Audio Transcript
Happy Friday, everyone! Today we wrap up a little four-part series on race. Pastor John, you have been talking about race in America for the last fifty years. Often, you speak with serious appreciation and admiration for Martin Luther King Jr. Is there anything that stands out to you above others as what moved you most about this man’s life?

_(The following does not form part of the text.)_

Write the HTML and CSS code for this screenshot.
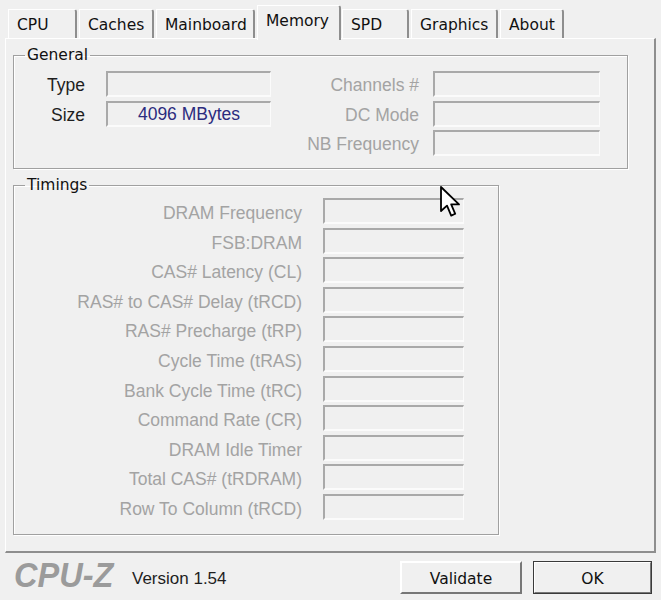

Yes. What I want to do, Tony, is just let the listener hear King say what for me was the most moving thing he ever said or wrote. A lot of people think the most moving thing he ever said was the “I Have a Dream” speech on the Washington Mall. That was powerful, and it is famous. But it was not the most moving thing for this sinner, this racist sinner of the 1950s and 60s. It is not the most powerful thing he ever said.
Birmingham Letter
The most powerful thing he ever wrote was this paragraph from “Letter from Birmingham Jail.” I will read it. He wrote this on April 16, 1963, while he was in jail and accused of being precipitous and impatient in making demands in a peaceful, non-violent way. If you were like me and grew up during this time, this would probably have had the same effect on you that it did on me, and maybe it will. This is what he said:
Perhaps it is easy for those who have never felt the sting of segregation to say, “Wait.” But when you have seen vicious mobs lynch your mothers and fathers at will and drown your sisters and brothers at whim; when you have seen hate-filled policemen curse, kick, and even kill your black brothers and sisters; when you see the vast majority of your twenty million Negro brothers smothering in an airtight cage of poverty in the midst of an affluent society; when you suddenly find your tongue twisted and your speech stammering as you seek to explain to your 6-year-old daughter why she can’t go to the public amusement park that has just been advertised on television, see tears welling up in her eyes when she is told that Funtown is closed to colored children, and see ominous clouds of inferiority beginning to form in her little mental sky, and see her beginning to distort her personality by developing an unconscious bitterness toward white people; when you have to concoct an answer for a 5-year-old son who is asking, “Daddy, why do white people treat colored people so mean?”; when you take a cross-country drive and find it necessary to sleep night after night in the uncomfortable corners of your automobile because no motel will accept you; when you are humiliated day-in and day-out by nagging signs reading “white” and “colored”; when your first name becomes “nigger,” your middle name becomes “boy” (however old you are), your last name becomes “John,” and when your wife and mother are never given the respected title “Mrs.”; when you are harried by day and haunted by night by the fact that you are a Negro living constantly at tip-toe stance, never quite knowing what to expect next, and are plagued with inner fears and outer resentments; when you are ever fighting a degenerating sense of “nobody-ness”; then you will understand why we find it difficult to wait. There comes a time when the cup of endurance runs over and men are no longer willing to be plunged into the abyss of despair. I hope, sirs, you can understand our legitimate and unavoidable impatience.
Dual Rescue
That kind of writing landed on me late — very late, not when it needed to. But after it did, my sense of the historic significance of Martin Luther King has never gone down. It is really quite a matter of indifference whether King was a biblical evangelical or whether he was morally upright. The issue here is this: Did he rescue America from two things? First, from the injustices that he just described (with painful accuracy, according to my life and experience). Second, from a conflagration. Had another strategy — violence — been pursued, it would have caused this country to go up in flames, a kind of second Civil War.
I really do believe God used him to rescue us on both counts. In other words, the civil rights successes were largely owing to his voice, and a worse kind of reaction through violence was prevented. I would encourage people to get a copy of “Letter from Birmingham Jail” and read the whole thing. If that was as moving to them as it is to me, then my guess is the whole thing could be life-changing.